While the mechanical hardware is what motivates the Continental, it's ultimately the interior that motivates customers to take one of these sedans home. The appointments are rich and include tastefully-placed brightwork and genuine wood – a welcome upgrade from the plastiwood stuff that Town Car owners would be familiar with. Ford's Sync3 infotainment software hides within the 8.0-inch touchscreen that comes with all models. It offers a built-in WiFi hotspot that allows up to 10 devices to connect, and the system will also automatically update itself as Ford releases new, improved versions of the Sync software; no need to be inconvenienced with a dealer visit.
The available 30-way seats steal the show with their limitless combinations of positions, but even the base 10-way seats are supportive and comfortable. Stretch-out room both front and back is ample, and there's plenty of storage for stashing whatever needs to be stashed.
It's under the Black Label banner where the interiors becomes truly spectacular. Three highfalutin themes are available, and recall the old Designer trims found on Marks and Town Cars. The classic Bill Blass nautical flavor, for instance, returns with a modern twist under the Rhapsody moniker. Chalet and Thoroughbred also come with bespoke color and trim combinations, making it easier for buyers to match their new Lincoln with the color schemes of their dockside Chris Craft or stable of Arabians.

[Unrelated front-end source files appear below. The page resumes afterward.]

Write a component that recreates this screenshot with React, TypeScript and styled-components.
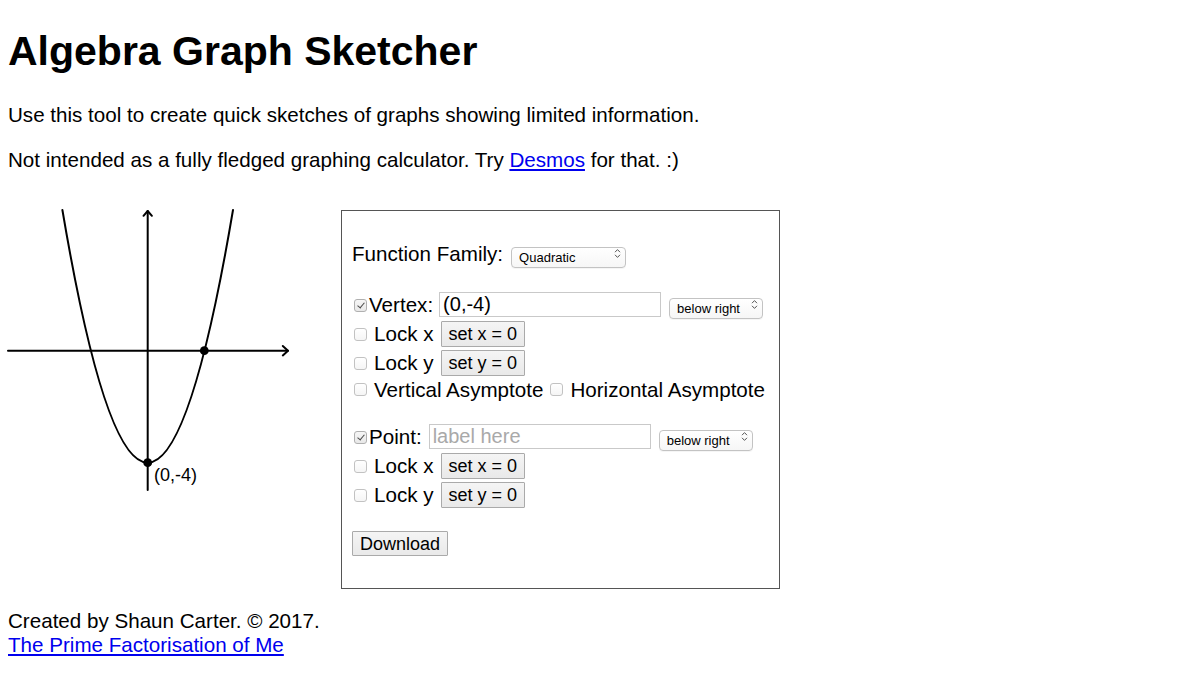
import React from "react";
import styled, { createGlobalStyle } from "styled-components";

const GlobalStyle = createGlobalStyle`
  html, body {
    margin: 0;
    padding: 0;
    background: #ffffff;
  }
  body {
    font-family: "Liberation Sans", Arial, Helvetica, sans-serif;
    font-size: 20.6px;
    color: #000;
  }
`;

const Page = styled.div`
  padding: 8px 8px 0 8px;
`;

const Title = styled.h1`
  font-size: 41px;
  line-height: 47px;
  font-weight: bold;
  margin: 20px 0 28px 0;
`;

const Para = styled.p`
  margin: 0 0 21px 0;
  line-height: 23.5px;
`;

const Link = styled.a`
  color: #0000ee;
  text-decoration: underline;
`;

const Main = styled.div`
  display: flex;
  align-items: flex-start;
  margin-top: 39px;
`;

const GraphSvg = styled.svg`
  display: block;
  flex: 0 0 auto;
  width: 300px;
  height: 285px;
  overflow: visible;
`;

const Panel = styled.form`
  box-sizing: border-box;
  width: 439px;
  margin-left: 33px;
  border: 1px solid #555;
  padding: 27px 10px 32px 10px;
  display: flex;
  flex-direction: column;
`;

const Section = styled.div<{ $top?: number }>`
  display: flex;
  flex-direction: column;
  margin-top: ${(p) => p.$top ?? 0}px;
`;

const Row = styled.div<{ $h?: number }>`
  display: flex;
  align-items: center;
  height: ${(p) => p.$h ?? 29}px;
  white-space: nowrap;
`;

const Label = styled.label<{ $ml?: number; $mr?: number }>`
  margin-left: ${(p) => p.$ml ?? 0}px;
  margin-right: ${(p) => p.$mr ?? 0}px;
  line-height: 23px;
`;

const Check = styled.input.attrs({ type: "checkbox" })<{ $ml?: number; $mr?: number }>`
  appearance: none;
  -webkit-appearance: none;
  box-sizing: border-box;
  width: 13px;
  height: 13px;
  margin: 1px ${(p) => p.$mr ?? 0}px 0 ${(p) => p.$ml ?? 2}px;
  border: 1px solid #c2c2c2;
  border-radius: 3px;
  background: linear-gradient(#ffffff, #f5f5f5);
  position: relative;
  flex: 0 0 auto;
  &:checked {
    background: linear-gradient(#f6f6f6, #e8e8e8);
    border-color: #b0b0b0;
  }
  &:checked::after {
    content: "";
    position: absolute;
    left: 4px;
    top: 1.5px;
    width: 3px;
    height: 6px;
    border: solid #4a4a4a;
    border-width: 0 1.3px 1.3px 0;
    transform: rotate(40deg);
  }
`;

const TextField = styled.input<{ $ml?: number }>`
  box-sizing: border-box;
  width: 222px;
  height: 25px;
  margin: 0 0 0 ${(p) => p.$ml ?? 0}px;
  padding: 0 3px;
  border: 1px solid #c9c9c9;
  font-family: "Liberation Sans", Arial, Helvetica, sans-serif;
  font-size: 20px;
  color: #000;
  outline: none;
  &::placeholder {
    color: #a9a9a9;
  }
`;

const SelectWrap = styled.span<{ $w: number; $ml?: number }>`
  position: relative;
  display: inline-block;
  width: ${(p) => p.$w}px;
  height: 21px;
  margin-left: ${(p) => p.$ml ?? 0}px;
  flex: 0 0 auto;
`;

const Select = styled.select`
  appearance: none;
  -webkit-appearance: none;
  box-sizing: border-box;
  width: 100%;
  height: 100%;
  margin: 0;
  padding: 0 16px 0 7px;
  border: 1px solid #c3c3c3;
  border-radius: 4px;
  background: linear-gradient(#ffffff, #f6f6f6);
  box-shadow: 0 1px 0 rgba(0, 0, 0, 0.04);
  font-family: "Liberation Sans", Arial, Helvetica, sans-serif;
  font-size: 13px;
  color: #000;
  outline: none;
`;

const Chevron = styled.svg`
  position: absolute;
  right: 5px;
  top: 5px;
  width: 7px;
  height: 11px;
  pointer-events: none;
`;

const SetButton = styled.button<{ $ml?: number; $h?: number }>`
  box-sizing: border-box;
  height: ${(p) => p.$h ?? 26}px;
  margin: 0 0 0 ${(p) => p.$ml ?? 0}px;
  padding: 0 7px 0 7px;
  border: 1px solid #aaaaaa;
  border-radius: 1px;
  background: linear-gradient(#f5f5f5, #e9e9e9);
  font-family: "Liberation Sans", Arial, Helvetica, sans-serif;
  font-size: 18px;
  color: #000;
  line-height: 1;
  flex: 0 0 auto;
`;

const Footer = styled.footer`
  margin-top: 20px;
  line-height: 23.5px;
`;

const FooterLine = styled.div``;

function Dropdown({ w, ml, value, options }: { w: number; ml?: number; value: string; options: string[] }) {
  return (
    <SelectWrap $w={w} $ml={ml}>
      <Select defaultValue={value}>
        {options.map((o) => (
          <option key={o} value={o}>
            {o}
          </option>
        ))}
      </Select>
      <Chevron viewBox="0 0 7 11">
        <path d="M1 4.2 L3.5 1.6 L6 4.2 M1 6.8 L3.5 9.4 L6 6.8" fill="none" stroke="#555" strokeWidth="1" />
      </Chevron>
    </SelectWrap>
  );
}

const positions = ["above left", "above right", "below left", "below right"];

function LockRow({ axis }: { axis: string }) {
  return (
    <Row>
      <Check $mr={7} />
      <Label>Lock {axis}</Label>
      <SetButton type="button" $ml={7}>
        set {axis} = 0
      </SetButton>
    </Row>
  );
}

function Graph() {
  return (
    <GraphSvg viewBox="0 0 300 285">
      <g fill="none" stroke="#000" strokeWidth="2" strokeLinecap="round" strokeLinejoin="round">
        <line x1="139.7" y1="1" x2="139.7" y2="280" />
        <polyline points="135.5,5.8 139.7,1 143.9,5.8" />
        <line x1="0" y1="140.7" x2="280" y2="140.7" />
        <polyline points="274.8,136 280,140.7 274.8,145.4" />
        <path d="M54.4 0 Q139.7 505.4 225 0" />
      </g>
      <circle cx="196.3" cy="140.7" r="4.4" fill="#000" />
      <circle cx="139.7" cy="252.7" r="4.4" fill="#000" />
      <text x="146" y="270.7" fontFamily="'Liberation Sans', Arial, sans-serif" fontSize="18" fill="#000">
        (0,-4)
      </text>
    </GraphSvg>
  );
}

export default function App() {
  return (
    <>
      <GlobalStyle />
      <Page>
        <Title>Algebra Graph Sketcher</Title>
        <Para>Use this tool to create quick sketches of graphs showing limited information.</Para>
        <Para>
          Not intended as a fully fledged graphing calculator. Try <Link href="#">Desmos</Link> for that. :)
        </Para>
        <Main>
          <Graph />
          <Panel onSubmit={(e) => e.preventDefault()}>
            <Row $h={30}>
              <Label $mr={8}>Function Family:</Label>
              <Dropdown w={115} value="Quadratic" options={["Linear", "Quadratic", "Cubic", "Exponential", "Reciprocal"]} />
            </Row>
            <Section $top={22}>
              <Row>
                <Check defaultChecked $mr={2} />
                <Label>Vertex:</Label>
                <TextField $ml={6} defaultValue="(0,-4)" />
                <Dropdown w={94} ml={8} value="below right" options={positions} />
              </Row>
              <LockRow axis="x" />
              <LockRow axis="y" />
              <Row $h={24}>
                <Check $mr={7} />
                <Label>Vertical Asymptote</Label>
                <Check $ml={7} $mr={7} />
                <Label>Horizontal Asymptote</Label>
              </Row>
            </Section>
            <Section $top={21}>
              <Row>
                <Check defaultChecked $mr={2} />
                <Label>Point:</Label>
                <TextField $ml={7} placeholder="label here" />
                <Dropdown w={94} ml={8} value="below right" options={positions} />
              </Row>
              <LockRow axis="x" />
              <LockRow axis="y" />
            </Section>
            <Section $top={22}>
              <Row $h={25}>
                <SetButton type="button" $h={25}>
                  Download
                </SetButton>
              </Row>
            </Section>
          </Panel>
        </Main>
        <Footer>
          <FooterLine>Created by Shaun Carter. © 2017.</FooterLine>
          <FooterLine>
            <Link href="#">The Prime Factorisation of Me</Link>
          </FooterLine>
        </Footer>
      </Page>
    </>
  );
}
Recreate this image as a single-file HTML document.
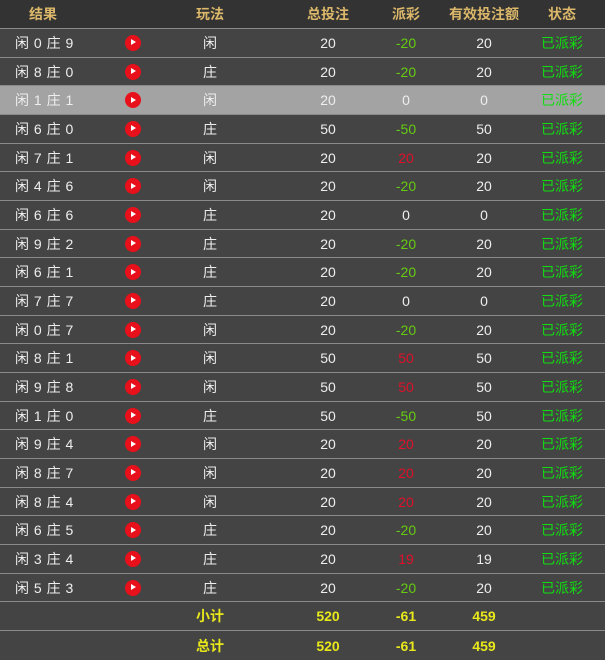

Outside, the styling is reserved. Some will call it boring, while others will call it traditional. Either way, it's not going to drop jaws as the seminal 1961 Continental did. The door handles positioned just below the windows are a great detail, but otherwise there's nothing about the shape that is especially distinctive. Still, it works with the "quiet luxury" philosophy that Lincoln has adopted.